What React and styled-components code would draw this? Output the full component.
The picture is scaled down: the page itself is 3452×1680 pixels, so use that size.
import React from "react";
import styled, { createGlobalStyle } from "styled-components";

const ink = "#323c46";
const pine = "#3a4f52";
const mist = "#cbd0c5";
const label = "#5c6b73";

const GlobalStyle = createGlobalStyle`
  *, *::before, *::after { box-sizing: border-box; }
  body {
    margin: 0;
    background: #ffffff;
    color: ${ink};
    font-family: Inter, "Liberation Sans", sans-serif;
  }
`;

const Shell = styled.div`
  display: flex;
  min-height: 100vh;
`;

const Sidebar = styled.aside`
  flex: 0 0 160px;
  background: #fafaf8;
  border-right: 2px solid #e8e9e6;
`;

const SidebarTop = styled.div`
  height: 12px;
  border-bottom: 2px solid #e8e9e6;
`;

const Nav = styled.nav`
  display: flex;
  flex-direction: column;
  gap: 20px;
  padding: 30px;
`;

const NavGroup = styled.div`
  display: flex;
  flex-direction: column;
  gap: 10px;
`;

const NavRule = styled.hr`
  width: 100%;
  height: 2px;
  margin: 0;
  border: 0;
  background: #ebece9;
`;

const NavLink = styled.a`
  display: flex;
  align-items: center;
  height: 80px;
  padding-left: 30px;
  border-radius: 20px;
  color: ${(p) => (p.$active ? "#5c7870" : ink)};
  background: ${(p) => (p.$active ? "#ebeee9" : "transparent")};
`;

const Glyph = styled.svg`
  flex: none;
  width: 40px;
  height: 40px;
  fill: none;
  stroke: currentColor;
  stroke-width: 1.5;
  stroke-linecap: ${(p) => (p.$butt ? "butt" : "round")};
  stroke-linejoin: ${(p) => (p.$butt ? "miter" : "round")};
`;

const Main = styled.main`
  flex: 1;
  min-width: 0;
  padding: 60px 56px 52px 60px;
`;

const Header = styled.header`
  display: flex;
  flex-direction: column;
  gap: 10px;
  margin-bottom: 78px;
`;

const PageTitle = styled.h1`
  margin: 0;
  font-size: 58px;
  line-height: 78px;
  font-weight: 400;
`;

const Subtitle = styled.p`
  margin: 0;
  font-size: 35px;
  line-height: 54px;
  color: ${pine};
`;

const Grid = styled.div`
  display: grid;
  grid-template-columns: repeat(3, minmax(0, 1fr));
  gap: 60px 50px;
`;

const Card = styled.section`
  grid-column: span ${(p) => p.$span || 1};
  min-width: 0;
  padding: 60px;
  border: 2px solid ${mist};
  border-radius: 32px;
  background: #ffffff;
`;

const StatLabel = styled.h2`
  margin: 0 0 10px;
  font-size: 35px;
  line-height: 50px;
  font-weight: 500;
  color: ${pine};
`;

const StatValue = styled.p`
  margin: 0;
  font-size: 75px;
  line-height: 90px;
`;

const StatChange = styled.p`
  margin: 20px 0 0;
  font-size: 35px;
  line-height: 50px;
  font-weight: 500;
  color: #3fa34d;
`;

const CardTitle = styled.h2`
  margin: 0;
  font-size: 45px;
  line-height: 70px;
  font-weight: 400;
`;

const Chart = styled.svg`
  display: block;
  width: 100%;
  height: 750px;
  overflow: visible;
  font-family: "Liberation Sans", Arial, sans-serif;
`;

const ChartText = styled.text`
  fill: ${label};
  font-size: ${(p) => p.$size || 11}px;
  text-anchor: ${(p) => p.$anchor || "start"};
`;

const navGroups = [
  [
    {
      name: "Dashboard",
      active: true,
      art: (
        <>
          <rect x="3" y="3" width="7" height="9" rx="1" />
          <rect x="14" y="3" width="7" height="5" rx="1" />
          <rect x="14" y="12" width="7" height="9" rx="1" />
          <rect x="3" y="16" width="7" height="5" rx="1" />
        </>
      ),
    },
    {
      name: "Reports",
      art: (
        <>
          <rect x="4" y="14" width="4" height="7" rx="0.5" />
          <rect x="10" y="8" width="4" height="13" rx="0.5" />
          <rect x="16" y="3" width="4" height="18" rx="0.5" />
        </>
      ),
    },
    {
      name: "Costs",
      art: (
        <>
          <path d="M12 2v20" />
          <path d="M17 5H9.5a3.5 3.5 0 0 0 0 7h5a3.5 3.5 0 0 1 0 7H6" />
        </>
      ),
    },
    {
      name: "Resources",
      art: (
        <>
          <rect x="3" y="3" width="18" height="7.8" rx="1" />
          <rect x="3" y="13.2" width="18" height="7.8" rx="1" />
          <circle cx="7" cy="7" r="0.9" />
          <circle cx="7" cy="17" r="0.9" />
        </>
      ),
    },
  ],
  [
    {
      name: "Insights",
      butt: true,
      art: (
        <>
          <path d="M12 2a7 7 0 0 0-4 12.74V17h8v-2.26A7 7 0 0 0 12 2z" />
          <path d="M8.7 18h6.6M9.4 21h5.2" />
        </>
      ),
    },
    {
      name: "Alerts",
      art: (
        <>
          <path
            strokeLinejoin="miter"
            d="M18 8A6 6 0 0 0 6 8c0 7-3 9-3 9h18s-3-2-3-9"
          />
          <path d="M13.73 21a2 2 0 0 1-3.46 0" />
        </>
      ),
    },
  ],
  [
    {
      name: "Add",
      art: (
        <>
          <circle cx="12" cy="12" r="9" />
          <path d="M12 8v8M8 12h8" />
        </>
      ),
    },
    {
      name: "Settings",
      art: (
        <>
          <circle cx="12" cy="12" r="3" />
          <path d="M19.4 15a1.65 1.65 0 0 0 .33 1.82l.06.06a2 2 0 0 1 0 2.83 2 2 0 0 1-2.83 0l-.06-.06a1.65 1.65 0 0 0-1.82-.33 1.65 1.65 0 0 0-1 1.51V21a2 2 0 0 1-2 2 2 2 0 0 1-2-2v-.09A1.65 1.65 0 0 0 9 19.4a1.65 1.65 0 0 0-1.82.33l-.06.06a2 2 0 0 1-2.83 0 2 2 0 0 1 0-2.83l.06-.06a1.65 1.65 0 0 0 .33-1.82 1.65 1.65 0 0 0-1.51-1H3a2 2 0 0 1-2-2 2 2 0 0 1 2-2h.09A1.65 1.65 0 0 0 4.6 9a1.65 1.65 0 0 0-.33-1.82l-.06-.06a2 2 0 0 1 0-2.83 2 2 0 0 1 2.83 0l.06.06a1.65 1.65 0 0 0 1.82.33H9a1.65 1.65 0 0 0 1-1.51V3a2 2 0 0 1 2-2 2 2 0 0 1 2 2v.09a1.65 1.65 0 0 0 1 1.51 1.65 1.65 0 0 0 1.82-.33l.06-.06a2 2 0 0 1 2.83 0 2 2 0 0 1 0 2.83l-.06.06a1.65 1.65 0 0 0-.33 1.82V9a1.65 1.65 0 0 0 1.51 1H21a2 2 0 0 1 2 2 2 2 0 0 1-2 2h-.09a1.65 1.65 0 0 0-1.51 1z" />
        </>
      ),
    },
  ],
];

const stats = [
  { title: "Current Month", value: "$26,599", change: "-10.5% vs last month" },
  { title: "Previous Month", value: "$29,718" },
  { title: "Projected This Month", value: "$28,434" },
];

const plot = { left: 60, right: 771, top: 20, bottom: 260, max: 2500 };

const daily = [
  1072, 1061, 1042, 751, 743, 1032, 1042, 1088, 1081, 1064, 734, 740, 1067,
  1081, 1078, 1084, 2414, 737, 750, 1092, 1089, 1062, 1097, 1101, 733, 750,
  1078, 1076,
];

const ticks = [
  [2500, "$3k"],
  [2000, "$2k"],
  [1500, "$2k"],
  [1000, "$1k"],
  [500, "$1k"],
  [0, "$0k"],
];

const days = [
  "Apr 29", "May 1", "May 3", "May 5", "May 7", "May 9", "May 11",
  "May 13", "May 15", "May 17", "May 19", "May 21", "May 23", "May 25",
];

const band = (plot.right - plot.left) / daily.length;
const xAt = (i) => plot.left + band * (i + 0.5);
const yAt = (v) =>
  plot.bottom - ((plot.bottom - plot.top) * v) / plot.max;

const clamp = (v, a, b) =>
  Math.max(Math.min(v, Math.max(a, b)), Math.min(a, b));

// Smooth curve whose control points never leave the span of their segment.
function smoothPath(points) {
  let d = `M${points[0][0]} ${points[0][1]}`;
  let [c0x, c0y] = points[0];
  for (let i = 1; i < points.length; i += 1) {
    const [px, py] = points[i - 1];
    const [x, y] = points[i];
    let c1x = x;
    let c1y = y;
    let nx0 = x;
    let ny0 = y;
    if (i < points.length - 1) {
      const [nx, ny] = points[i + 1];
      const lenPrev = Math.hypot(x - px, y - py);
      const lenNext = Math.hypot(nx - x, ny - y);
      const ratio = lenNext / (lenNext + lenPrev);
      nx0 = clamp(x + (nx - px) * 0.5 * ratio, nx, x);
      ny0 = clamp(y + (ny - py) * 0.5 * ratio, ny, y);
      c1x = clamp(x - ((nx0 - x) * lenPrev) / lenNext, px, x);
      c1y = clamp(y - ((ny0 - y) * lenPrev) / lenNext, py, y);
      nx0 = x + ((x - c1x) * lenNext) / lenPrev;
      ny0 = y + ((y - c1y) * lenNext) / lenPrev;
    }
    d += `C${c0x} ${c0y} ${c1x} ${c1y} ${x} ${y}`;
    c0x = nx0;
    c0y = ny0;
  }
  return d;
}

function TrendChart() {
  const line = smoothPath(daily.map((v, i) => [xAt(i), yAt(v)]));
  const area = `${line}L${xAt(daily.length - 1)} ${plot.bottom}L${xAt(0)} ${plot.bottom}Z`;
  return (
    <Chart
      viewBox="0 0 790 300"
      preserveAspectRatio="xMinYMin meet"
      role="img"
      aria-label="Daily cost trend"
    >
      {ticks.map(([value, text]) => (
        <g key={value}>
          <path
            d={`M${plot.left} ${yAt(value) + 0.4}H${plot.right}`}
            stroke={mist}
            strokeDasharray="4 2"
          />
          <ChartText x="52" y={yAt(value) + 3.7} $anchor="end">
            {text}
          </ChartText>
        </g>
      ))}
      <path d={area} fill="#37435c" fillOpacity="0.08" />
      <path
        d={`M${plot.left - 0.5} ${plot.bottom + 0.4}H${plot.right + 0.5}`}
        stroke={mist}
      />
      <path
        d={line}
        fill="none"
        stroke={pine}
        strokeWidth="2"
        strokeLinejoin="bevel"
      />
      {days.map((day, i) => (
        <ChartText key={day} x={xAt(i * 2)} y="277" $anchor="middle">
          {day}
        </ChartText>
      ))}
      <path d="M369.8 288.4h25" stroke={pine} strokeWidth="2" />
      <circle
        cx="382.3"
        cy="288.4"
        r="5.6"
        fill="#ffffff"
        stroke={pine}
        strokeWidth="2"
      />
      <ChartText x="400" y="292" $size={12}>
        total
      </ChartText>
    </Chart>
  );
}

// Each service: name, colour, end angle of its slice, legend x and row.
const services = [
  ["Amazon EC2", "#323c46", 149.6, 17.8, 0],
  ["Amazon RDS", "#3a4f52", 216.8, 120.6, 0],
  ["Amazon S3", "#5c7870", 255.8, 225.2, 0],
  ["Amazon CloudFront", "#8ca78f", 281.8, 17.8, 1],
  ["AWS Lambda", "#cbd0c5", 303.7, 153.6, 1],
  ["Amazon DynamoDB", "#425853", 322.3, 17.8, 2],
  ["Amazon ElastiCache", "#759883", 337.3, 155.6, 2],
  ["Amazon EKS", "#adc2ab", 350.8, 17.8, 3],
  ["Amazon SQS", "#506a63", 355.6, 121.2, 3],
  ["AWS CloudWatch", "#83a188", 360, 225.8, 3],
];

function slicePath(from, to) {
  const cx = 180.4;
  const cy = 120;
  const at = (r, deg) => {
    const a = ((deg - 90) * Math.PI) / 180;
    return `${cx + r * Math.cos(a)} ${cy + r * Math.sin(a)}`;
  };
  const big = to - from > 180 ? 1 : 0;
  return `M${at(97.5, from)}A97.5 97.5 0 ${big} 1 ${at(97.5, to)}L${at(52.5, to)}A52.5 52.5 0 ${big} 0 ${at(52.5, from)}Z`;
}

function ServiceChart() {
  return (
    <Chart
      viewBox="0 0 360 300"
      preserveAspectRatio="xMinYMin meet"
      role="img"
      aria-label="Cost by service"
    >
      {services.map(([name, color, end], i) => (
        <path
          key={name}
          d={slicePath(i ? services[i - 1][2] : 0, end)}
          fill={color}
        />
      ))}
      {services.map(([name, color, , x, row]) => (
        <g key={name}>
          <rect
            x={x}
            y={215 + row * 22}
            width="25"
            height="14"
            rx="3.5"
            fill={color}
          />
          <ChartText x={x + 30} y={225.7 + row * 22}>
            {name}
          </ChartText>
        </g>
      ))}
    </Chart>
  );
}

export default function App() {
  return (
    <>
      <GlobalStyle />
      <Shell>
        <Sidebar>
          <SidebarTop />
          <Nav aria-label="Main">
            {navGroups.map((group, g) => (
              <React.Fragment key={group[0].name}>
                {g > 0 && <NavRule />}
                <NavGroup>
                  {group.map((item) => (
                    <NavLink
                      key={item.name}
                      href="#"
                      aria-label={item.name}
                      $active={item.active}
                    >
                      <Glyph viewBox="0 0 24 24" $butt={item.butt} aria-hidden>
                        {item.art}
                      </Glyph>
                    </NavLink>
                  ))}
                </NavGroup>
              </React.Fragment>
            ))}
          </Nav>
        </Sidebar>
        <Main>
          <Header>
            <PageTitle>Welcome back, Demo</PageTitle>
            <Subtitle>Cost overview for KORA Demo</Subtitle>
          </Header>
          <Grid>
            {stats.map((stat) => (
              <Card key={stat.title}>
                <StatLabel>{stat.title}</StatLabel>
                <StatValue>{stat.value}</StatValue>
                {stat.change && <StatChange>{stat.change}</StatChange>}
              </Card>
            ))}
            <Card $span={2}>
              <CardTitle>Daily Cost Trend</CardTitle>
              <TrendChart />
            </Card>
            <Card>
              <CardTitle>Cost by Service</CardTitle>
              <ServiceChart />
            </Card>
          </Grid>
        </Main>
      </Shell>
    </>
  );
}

++++

* **Task instructions**: Lines containing the word "size" are to be counted in the listing; state their number alone.

* **Exercise output**: 9